** start **

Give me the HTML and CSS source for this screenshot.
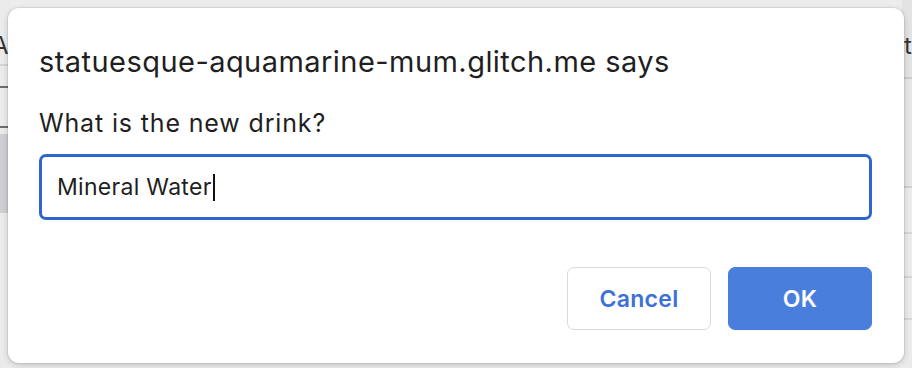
FILE: index.html
```html
<!doctype html>
<html lang="en">
<head>
  <meta charset="utf-8" />
  <title>Prompt</title>
  <link rel="stylesheet" href="styles.css">
</head>
<body>
  <div class="page">
    <div class="edge left">
      <div class="row r1"><span class="peek">A</span></div>
      <div class="row r2"></div>
      <div class="row r3"></div>
      <div class="row r4"></div>
      <div class="row r5"></div>
    </div>
    <div class="edge right">
      <div class="row q1"><span class="peek">t</span></div>
      <div class="row q2"></div>
      <div class="row q3"></div>
      <div class="row q4"></div>
      <div class="row q5"></div>
    </div>
  </div>

  <div class="dialog" role="dialog">
    <h1 class="title">statuesque-aquamarine-mum.glitch.me says</h1>
    <p class="msg">What is the new drink?</p>
    <div class="field"><span class="value">Mineral Water</span><span class="caret"></span></div>
    <div class="actions">
      <button class="btn cancel" type="button">Cancel</button>
      <button class="btn ok" type="button">OK</button>
    </div>
  </div>
</body>
</html>
```

FILE: styles.css
```css
*,*::before,*::after{box-sizing:border-box}
html,body{margin:0;height:100%}
body{background:#ececec;font-family:Inter,"Noto Sans",Roboto,sans-serif;color:#1f1f1f;overflow:hidden;position:relative}

/* the page behind the dialog, only its edges show */
.page{display:flex;justify-content:space-between;height:368px}
.edge{width:10px;display:flex;flex-direction:column;background:#ebebeb}
.edge .row{border-bottom:2px solid #c9c9c9}
.peek{display:block;font-size:24px;line-height:28px;color:#333;padding-top:32px}
.left .peek{margin-left:-8px}
.right .peek{margin-left:2px}
.r1{height:66px;border-color:#d4d4d4 !important}
.r2{height:22px;border-color:#6d6d6d !important}
.r3{height:40px;border-color:#6d6d6d !important}
.r4{height:8px;border-color:#cfcfcf !important}
.r5{height:77px;background:#cfd0d3;border-color:#d0d0d0 !important}
.q1{height:79px;background:#e3e3e3;border-color:#cbcbcb !important}
.q2{height:109px;background:#e6e6e6;border-color:#cfcfcf !important}
.q3{height:46px;border-color:#d6d6d6 !important}
.q4{height:44px;border-color:#d6d6d6 !important}
.q5{height:42px;border-color:#d6d6d6 !important}

.dialog{position:absolute;left:8px;top:8px;width:896px;height:355px;background:#fff;border-radius:11px;
  box-shadow:0 0 0 1px rgba(0,0,0,.06),0 2px 6px rgba(0,0,0,.18);padding:37px 32px 0 31px;display:flex;flex-direction:column}
.title{margin:0;font-size:29px;font-weight:400;line-height:34px;letter-spacing:.45px}
.msg{margin:29px 0 0;font-size:25px;line-height:30px;letter-spacing:.85px}
.field{margin-top:16px;height:66px;border:3px solid #2f65cf;border-radius:7px;display:flex;align-items:center;padding-left:15px}
.value{font-size:23px;letter-spacing:.3px}
.caret{width:2px;height:27px;background:#111;margin-left:1px}
.actions{display:flex;justify-content:flex-end;gap:17px;margin-top:47px}
.btn{width:144px;height:63px;border-radius:7px;font-family:inherit;font-size:23px;font-weight:600;letter-spacing:.3px}
.cancel{background:#fff;border:1px solid #dadada;color:#3b71d8}
.ok{background:#4a7edd;border:1px solid #4a7edd;color:#fff}
```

** end **

### What to work on
Reproduce the data above in full, exactly as it is, with the pictures left out.

### Task solution
Give me the HTML and CSS source for this screenshot.
FILE: index.html
```html
<!doctype html>
<html lang="en">
<head>
  <meta charset="utf-8" />
  <title>Prompt</title>
  <link rel="stylesheet" href="styles.css">
</head>
<body>
  <div class="page">
    <div class="edge left">
      <div class="row r1"><span class="peek">A</span></div>
      <div class="row r2"></div>
      <div class="row r3"></div>
      <div class="row r4"></div>
      <div class="row r5"></div>
    </div>
    <div class="edge right">
      <div class="row q1"><span class="peek">t</span></div>
      <div class="row q2"></div>
      <div class="row q3"></div>
      <div class="row q4"></div>
      <div class="row q5"></div>
    </div>
  </div>

  <div class="dialog" role="dialog">
    <h1 class="title">statuesque-aquamarine-mum.glitch.me says</h1>
    <p class="msg">What is the new drink?</p>
    <div class="field"><span class="value">Mineral Water</span><span class="caret"></span></div>
    <div class="actions">
      <button class="btn cancel" type="button">Cancel</button>
      <button class="btn ok" type="button">OK</button>
    </div>
  </div>
</body>
</html>
```

FILE: styles.css
```css
*,*::before,*::after{box-sizing:border-box}
html,body{margin:0;height:100%}
body{background:#ececec;font-family:Inter,"Noto Sans",Roboto,sans-serif;color:#1f1f1f;overflow:hidden;position:relative}

/* the page behind the dialog, only its edges show */
.page{display:flex;justify-content:space-between;height:368px}
.edge{width:10px;display:flex;flex-direction:column;background:#ebebeb}
.edge .row{border-bottom:2px solid #c9c9c9}
.peek{display:block;font-size:24px;line-height:28px;color:#333;padding-top:32px}
.left .peek{margin-left:-8px}
.right .peek{margin-left:2px}
.r1{height:66px;border-color:#d4d4d4 !important}
.r2{height:22px;border-color:#6d6d6d !important}
.r3{height:40px;border-color:#6d6d6d !important}
.r4{height:8px;border-color:#cfcfcf !important}
.r5{height:77px;background:#cfd0d3;border-color:#d0d0d0 !important}
.q1{height:79px;background:#e3e3e3;border-color:#cbcbcb !important}
.q2{height:109px;background:#e6e6e6;border-color:#cfcfcf !important}
.q3{height:46px;border-color:#d6d6d6 !important}
.q4{height:44px;border-color:#d6d6d6 !important}
.q5{height:42px;border-color:#d6d6d6 !important}

.dialog{position:absolute;left:8px;top:8px;width:896px;height:355px;background:#fff;border-radius:11px;
  box-shadow:0 0 0 1px rgba(0,0,0,.06),0 2px 6px rgba(0,0,0,.18);padding:37px 32px 0 31px;display:flex;flex-direction:column}
.title{margin:0;font-size:29px;font-weight:400;line-height:34px;letter-spacing:.45px}
.msg{margin:29px 0 0;font-size:25px;line-height:30px;letter-spacing:.85px}
.field{margin-top:16px;height:66px;border:3px solid #2f65cf;border-radius:7px;display:flex;align-items:center;padding-left:15px}
.value{font-size:23px;letter-spacing:.3px}
.caret{width:2px;height:27px;background:#111;margin-left:1px}
.actions{display:flex;justify-content:flex-end;gap:17px;margin-top:47px}
.btn{width:144px;height:63px;border-radius:7px;font-family:inherit;font-size:23px;font-weight:600;letter-spacing:.3px}
.cancel{background:#fff;border:1px solid #dadada;color:#3b71d8}
.ok{background:#4a7edd;border:1px solid #4a7edd;color:#fff}
```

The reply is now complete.